You don't even *need* generics for this, you *can* use a simple interface, although it could help.
interface Addible<R,T> { R add(T t);
}
class MyInt extends Addible<MyInt, MyInt> { private final int value; public MyInt(int value) { this.value = value; } public MyInt add(MyInt other) { return new MyInt(value + other.value); }
}
public class DoesSomeWork { public static <T extends Addible<T,T>> T sumOf(Collection<T> addable){ Iterator<T> it = addible.iterator(); if (!it.hasNext()) { return null; }
T current = it.next(); while (it.hasNext() { current = current.add(it.next()); } return current; }
> On May 17, 12:19 pm, "Chronic Philharmonic" <karl.uppi...@verizon.net> > wrote:
>> Port the design, not the code.
> This is exactly what I am attempting to do.
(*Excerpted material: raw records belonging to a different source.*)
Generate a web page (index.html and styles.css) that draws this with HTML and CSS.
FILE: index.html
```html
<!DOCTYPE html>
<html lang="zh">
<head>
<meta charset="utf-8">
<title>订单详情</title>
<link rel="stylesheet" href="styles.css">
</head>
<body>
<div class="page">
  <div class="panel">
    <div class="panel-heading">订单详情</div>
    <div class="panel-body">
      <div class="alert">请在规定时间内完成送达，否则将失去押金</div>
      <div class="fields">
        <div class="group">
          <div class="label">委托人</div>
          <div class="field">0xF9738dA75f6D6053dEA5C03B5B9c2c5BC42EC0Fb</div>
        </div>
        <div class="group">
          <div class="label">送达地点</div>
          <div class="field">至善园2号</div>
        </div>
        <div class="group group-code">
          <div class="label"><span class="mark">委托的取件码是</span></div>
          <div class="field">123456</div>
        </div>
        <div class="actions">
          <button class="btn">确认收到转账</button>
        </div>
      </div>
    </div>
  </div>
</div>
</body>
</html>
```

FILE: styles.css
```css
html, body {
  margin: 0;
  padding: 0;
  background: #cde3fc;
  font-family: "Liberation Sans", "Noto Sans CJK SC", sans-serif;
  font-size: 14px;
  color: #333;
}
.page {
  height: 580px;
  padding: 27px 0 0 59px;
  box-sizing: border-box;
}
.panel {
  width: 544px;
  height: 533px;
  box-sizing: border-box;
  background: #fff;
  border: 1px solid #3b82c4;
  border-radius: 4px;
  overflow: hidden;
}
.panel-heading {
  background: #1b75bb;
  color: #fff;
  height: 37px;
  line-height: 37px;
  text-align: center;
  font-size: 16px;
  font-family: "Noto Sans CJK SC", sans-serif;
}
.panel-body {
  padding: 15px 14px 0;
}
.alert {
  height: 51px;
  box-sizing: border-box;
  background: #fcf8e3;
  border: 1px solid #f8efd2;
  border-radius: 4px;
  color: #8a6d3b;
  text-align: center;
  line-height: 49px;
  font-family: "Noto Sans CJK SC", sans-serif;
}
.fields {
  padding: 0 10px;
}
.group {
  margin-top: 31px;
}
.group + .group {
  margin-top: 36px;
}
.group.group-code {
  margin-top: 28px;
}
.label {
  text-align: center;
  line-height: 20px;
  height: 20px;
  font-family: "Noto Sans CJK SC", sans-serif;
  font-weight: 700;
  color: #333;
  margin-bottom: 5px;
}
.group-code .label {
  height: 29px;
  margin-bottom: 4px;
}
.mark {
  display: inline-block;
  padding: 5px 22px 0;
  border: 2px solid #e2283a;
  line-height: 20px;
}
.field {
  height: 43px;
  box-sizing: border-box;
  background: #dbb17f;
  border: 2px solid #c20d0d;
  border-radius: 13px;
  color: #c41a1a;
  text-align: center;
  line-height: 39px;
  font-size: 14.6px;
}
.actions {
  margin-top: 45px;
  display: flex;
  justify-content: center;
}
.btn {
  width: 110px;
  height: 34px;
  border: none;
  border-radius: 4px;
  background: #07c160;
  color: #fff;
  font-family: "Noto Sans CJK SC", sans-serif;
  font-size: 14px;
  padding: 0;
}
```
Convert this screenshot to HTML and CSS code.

I've porting the > functionality of the program, which itself is pretty efficient and > mostly language neutral. There were plenty of operations that took > advantage of C++ functionality, such as the original problem I > demonstrated in the original post. After doing some digging and some > thinking on my own, I'm beginning to think that the solution is create > a simple master class that implements basic math for all possible > types that the generic types will take (there are only a handful) and > requiring the generic class to extend that master class. Then instead > of the command
> return t1.Evaluate() * t2.Evaluate();
> It would look like
> return t1.Evaluate().mult(t2.Evaluate());
> Has anyone else done something similar with generics before?
I may be missing something in what you are trying to do, but this doesn't seem to be a problem for generics. If you only have a small number of classes, each supporting a certain set of methods (like mult()), then there are two main choices for implementation - inheritance or interfaces. I don't know enough about the classes in question to suggest which one would be best, but I'm pretty sure you don't need generics.